Le réformisme entendu comme un conservatisme technocratique

Le réformisme est une idéologie politique apparemment anodine et innocente, basée sur une certaine forme de bon sens pratique visant à perfectionner les rouages de la société non sans faire évoluer les lois pour prendre acte des nouvelles dispositions dans le domaine culturel et social. En fin de compte, le réformisme navigue entre perfectionnement des techniques, des dispositifs humains ainsi que la correction des effets collatéraux liés aux usages techniques, ces effets étant évidemment considérés comme nocifs. L’idéologie du développement durable est basée sur ce souci de corriger les dégâts occasionnés par l’activité humaine et s’il y a lieu, de limiter certaines de ces activités. On pensera inévitablement aux mesures souhaitées en matière de transition énergétique et de limitations dans l’utilisation d’énergies fossiles qui produisent le gaz carbonique accusé d’accélérer le réchauffement climatique.
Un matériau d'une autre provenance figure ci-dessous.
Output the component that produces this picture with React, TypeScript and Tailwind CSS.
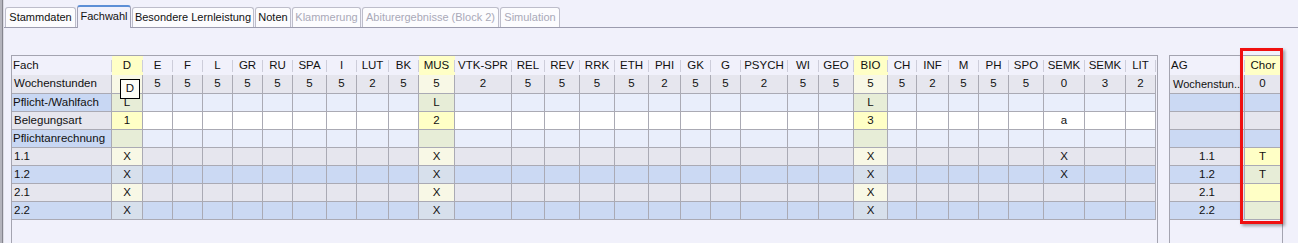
import React from 'react';

type Subj = {
  n: string;
  w: string;
  hl?: boolean;
  v: Record<string, string>;
};

const SUBJ: Subj[] = [
  { n: 'D', w: 'w-[31px]', hl: true, v: { h: '', p: 'L', b: '1', q1: 'X', q2: 'X', q3: 'X', q4: 'X' } },
  { n: 'E', w: 'w-[30px]', v: { h: '5' } },
  { n: 'F', w: 'w-[30px]', v: { h: '5' } },
  { n: 'L', w: 'w-[30px]', v: { h: '5' } },
  { n: 'GR', w: 'w-[30px]', v: { h: '5' } },
  { n: 'RU', w: 'w-[30px]', v: { h: '5' } },
  { n: 'SPA', w: 'w-[34px]', v: { h: '5' } },
  { n: 'I', w: 'w-[30px]', v: { h: '5' } },
  { n: 'LUT', w: 'w-[32px]', v: { h: '2' } },
  { n: 'BK', w: 'w-[30px]', v: { h: '5' } },
  { n: 'MUS', w: 'w-[36px]', hl: true, v: { h: '5', p: 'L', b: '2', q1: 'X', q2: 'X', q3: 'X', q4: 'X' } },
  { n: 'VTK-SPR', w: 'w-[57px]', v: { h: '2' } },
  { n: 'REL', w: 'w-[33px]', v: { h: '5' } },
  { n: 'REV', w: 'w-[35px]', v: { h: '5' } },
  { n: 'RRK', w: 'w-[35px]', v: { h: '5' } },
  { n: 'ETH', w: 'w-[34px]', v: { h: '5' } },
  { n: 'PHI', w: 'w-[32px]', v: { h: '2' } },
  { n: 'GK', w: 'w-[30px]', v: { h: '5' } },
  { n: 'G', w: 'w-[30px]', v: { h: '5' } },
  { n: 'PSYCH', w: 'w-[47px]', v: { h: '2' } },
  { n: 'WI', w: 'w-[31px]', v: { h: '5' } },
  { n: 'GEO', w: 'w-[35px]', v: { h: '5' } },
  { n: 'BIO', w: 'w-[34px]', hl: true, v: { h: '5', p: 'L', b: '3', q1: 'X', q2: 'X', q3: 'X', q4: 'X' } },
  { n: 'CH', w: 'w-[29px]', v: { h: '5' } },
  { n: 'INF', w: 'w-[32px]', v: { h: '2' } },
  { n: 'M', w: 'w-[30px]', v: { h: '5' } },
  { n: 'PH', w: 'w-[30px]', v: { h: '5' } },
  { n: 'SPO', w: 'w-[35px]', v: { h: '5' } },
  { n: 'SEMK', w: 'w-[41px]', v: { h: '0', b: 'a', q1: 'X', q2: 'X' } },
  { n: 'SEMK', w: 'w-[41px]', v: { h: '3' } },
  { n: 'LIT', w: 'w-[30px]', v: { h: '2' } },
];

type Row = { k: string; label: string; lb: string; db: string; hb: string; h: string; lp: string };

const GRAY = 'bg-[#e6e6ee]';
const BLUE = 'bg-[#cbd9f3]';

const ROWS: Row[] = [
  { k: 'h', label: 'Wochenstunden', lb: GRAY, db: GRAY, hb: 'bg-[#f8f8e6]', h: 'h-[19px]', lp: 'pl-[2px]' },
  { k: 'p', label: 'Pflicht-/Wahlfach', lb: 'bg-[#c8d7f3]', db: 'bg-[#e9eefb]', hb: 'bg-[#e7edd7]', h: 'h-[18px]', lp: 'pl-[1px]' },
  { k: 'b', label: 'Belegungsart', lb: GRAY, db: 'bg-white', hb: 'bg-[#ffffc6]', h: 'h-[18px]', lp: 'pl-[2px]' },
  { k: 'a', label: 'Pflichtanrechnung', lb: 'bg-[#c8d7f3]', db: 'bg-[#e9eefb]', hb: 'bg-[#e7edd7]', h: 'h-[18px]', lp: 'pl-[1px]' },
  { k: 'q1', label: '1.1', lb: GRAY, db: GRAY, hb: 'bg-[#f8f8e6]', h: 'h-[18px]', lp: 'pl-[2px]' },
  { k: 'q2', label: '1.2', lb: BLUE, db: BLUE, hb: 'bg-[#d7e0ec]', h: 'h-[18px]', lp: 'pl-[2px]' },
  { k: 'q3', label: '2.1', lb: GRAY, db: GRAY, hb: 'bg-[#f8f8e6]', h: 'h-[18px]', lp: 'pl-[2px]' },
  { k: 'q4', label: '2.2', lb: BLUE, db: BLUE, hb: 'bg-[#d7e0ec]', h: 'h-[18px]', lp: 'pl-[2px]' },
];

const AG_ROWS: { a: string; c: string; ab: string; cb: string; h: string; left?: boolean }[] = [
  { a: 'Wochenstun...', c: '0', ab: GRAY, cb: GRAY, h: 'h-[19px]', left: true },
  { a: '', c: '', ab: BLUE, cb: BLUE, h: 'h-[18px]' },
  { a: '', c: '', ab: GRAY, cb: GRAY, h: 'h-[18px]' },
  { a: '', c: '', ab: BLUE, cb: BLUE, h: 'h-[18px]' },
  { a: '1.1', c: 'T', ab: GRAY, cb: 'bg-[#ffffc6]', h: 'h-[18px]' },
  { a: '1.2', c: 'T', ab: BLUE, cb: 'bg-[#e7edd7]', h: 'h-[18px]' },
  { a: '2.1', c: '', ab: GRAY, cb: 'bg-[#ffffc6]', h: 'h-[18px]' },
  { a: '2.2', c: '', ab: BLUE, cb: 'bg-[#e7edd7]', h: 'h-[18px]' },
];

const TABS: { t: string; w: string; sel?: boolean; dis?: boolean }[] = [
  { t: 'Stammdaten', w: 'w-[71px]' },
  { t: 'Fachwahl', w: 'w-[54px]', sel: true },
  { t: 'Besondere Lernleistung', w: 'w-[122px]' },
  { t: 'Noten', w: 'w-[36px]' },
  { t: 'Klammerung', w: 'w-[69px]', dis: true },
  { t: 'Abiturergebnisse (Block 2)', w: 'w-[137px]', dis: true },
  { t: 'Simulation', w: 'w-[60px]', dis: true },
];

function Sep() {
  return <div className="w-px h-[12px] bg-[#cdcdda] shrink-0" />;
}

export default function App() {
  return (
    <div className="relative w-[1298px] h-[243px] overflow-hidden bg-[#f1f1fb] flex text-[11.5px] text-[#111] font-['Liberation_Sans',Arial,sans-serif] leading-none">
      {/* left frame */}
      <div className="flex shrink-0 h-full">
        <div className="w-[2px] bg-[#b4b4bc]" />
        <div className="w-px bg-[#85858e]" />
        <div className="w-px bg-[#dcdce4]" />
      </div>

      <div className="flex-1 flex flex-col min-w-0">
        {/* tab strip */}
        <div className="h-[28px] shrink-0 flex items-end gap-[1px] pl-[1px] border-b border-[#9c9cae] text-[11px]">
          {TABS.map((t, i) =>
            t.sel ? (
              <div
                key={i}
                className={`${t.w} h-[23px] -mb-px flex items-center justify-center pb-[3px] bg-[#f1f1fb] border border-b-0 border-[#a4a4b6] border-t-2 border-t-[#5d8fd6] rounded-t-[3px] whitespace-nowrap`}
              >
                {t.t}
              </div>
            ) : (
              <div
                key={i}
                className={`${t.w} h-[20px] flex items-center justify-center bg-[#fcfcfe] border border-b-0 border-[#bdbdca] rounded-t-[3px] whitespace-nowrap ${t.dis ? 'text-[#a9a9b8]' : ''}`}
              >
                {t.t}
              </div>
            )
          )}
        </div>

        {/* body */}
        <div className="flex-1 flex items-start pt-[27px] pl-[7px]">
          {/* main panel */}
          <div className="w-[1147px] h-[200px] shrink-0 border border-[#a4a4b0] flex flex-col">
            {/* header */}
            <div className="flex h-[19px]">
              <div className="w-[100px] flex items-center">
                <span className="flex-1 pl-[1px]">Fach</span>
                <Sep />
              </div>
              {SUBJ.map((s, i) => (
                <div key={i} className={`${s.w} flex items-center whitespace-nowrap ${s.hl ? 'bg-[#ffffc6]' : ''}`}>
                  <span className="flex-1 text-center">{s.n}</span>
                  <Sep />
                </div>
              ))}
            </div>
            {ROWS.map((r) => (
              <div key={r.k} className={`flex ${r.h}`}>
                <div className={`w-[100px] flex items-center whitespace-nowrap ${r.lp} ${r.lb} border-r border-b border-[#aaaab4]`}>
                  {r.label}
                </div>
                {SUBJ.map((s, i) => (
                  <div
                    key={i}
                    className={`${s.w} flex items-center justify-center border-r border-b border-[#aaaab4] ${s.hl ? r.hb : r.db}`}
                  >
                    {s.v[r.k] ?? ''}
                  </div>
                ))}
              </div>
            ))}
          </div>

          {/* AG panel */}
          <div className="ml-[11px] w-[114px] h-[200px] shrink-0 border border-[#a4a4b0] flex flex-col">
            <div className="flex h-[19px]">
              <div className="w-[75px] flex items-center">
                <span className="flex-1 pl-[1px]">AG</span>
                <Sep />
              </div>
              <div className="w-[36px] flex items-center bg-[#ffffc6]">
                <span className="flex-1 text-center">Chor</span>
              </div>
            </div>
            {AG_ROWS.map((r, i) => (
              <div key={i} className={`flex ${r.h}`}>
                <div
                  className={`w-[75px] flex items-center whitespace-nowrap overflow-hidden ${r.left ? 'pl-[3px] text-[11px]' : 'justify-center'} ${r.ab} border-r border-b border-[#aaaab4]`}
                >
                  {r.a}
                </div>
                <div className={`w-[36px] flex items-center justify-center ${r.cb} border-r border-b border-[#aaaab4]`}>
                  {r.c}
                </div>
              </div>
            ))}
          </div>
        </div>
      </div>

      {/* tooltip over D */}
      <div className="absolute left-[120px] top-[79px] w-[20px] h-[20px] border border-black bg-[#fdfdf6] flex items-center justify-center">
        D
      </div>

      {/* red highlight box */}
      <div className="absolute left-[1240px] top-[48px] w-[43px] h-[176px] border-[3px] border-[#f01010] shadow-[2px_2px_3px_rgba(0,0,0,0.35)]" />
    </div>
  );
}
Le réformisme technocratique contemporain constitue l’aboutissement de l’idéologie du progrès et de la métaphysique occidentale pour parler comme Heidegger qui voyait la cybernétique comme achèvement de cette métaphysique. Nous voyons cette métaphysique en œuvre dans la logistique de l’évaluation qui permet un retour sur expérience avec les corrections qui s’imposent. Revenons un moment sur ce progrès à travers les âges.

L’idéologie du progrès a pour ressort la croyance en une vie meilleure dans le futur, pour les vivants mais aussi les générations futures. Néanmoins, ce progrès suppose qu’on agisse avec des cadres et des outils spécifiques, notamment l’usage de la raison. C’est au 18ème siècle qu’est née le progressisme. Une idéologie partagée dans quelques cercles restreints de la société, notamment les lettrés et les philosophes. Vers 1830, le progressisme a pris la forme du positivisme. Les industriels et les savants ont supplanté les philosophes pour administrer le progrès. Vers 1900, le positivisme est devenu le scientisme. Le futur et la vitesse des machines ont été loués par les futuristes. Ces espérances n’ont duré que quelques décennies, car deux terribles conflits ont secoué l’Europe et le monde. A nouveau, l’idée d’un monde meilleur a été partagée dans les années 1960 (malgré les avertissement du club de Rome) puis les années post-68. La nouvelle société proposée par Chaban-Delmas a pris la forme du giscardisme avec sa formule choc, le changement dans la continuité. Mais cette ère a vite pris fin avec l’individualisme et la fin des grands Récits pour reprendre une thèse de Lyotard sur le post-modernisme qui en réalité a été un hyper-modernisme. L’euphorie des mouvements sociaux et du progrès collectif a été achevée dans les années 1990 avec les grandes grèves de 1995 qui ont signé la marque de notre époque actuelle, avec le désenchantement et la lutte pour conserver les avantages acquis ou bien se placer dans les meilleurs rouage du jeu économique et administratif. Le désarroi s’est propagé avec une idée pas vraiment étayé sur des générations futures qui vivront moins bien que les actuelles.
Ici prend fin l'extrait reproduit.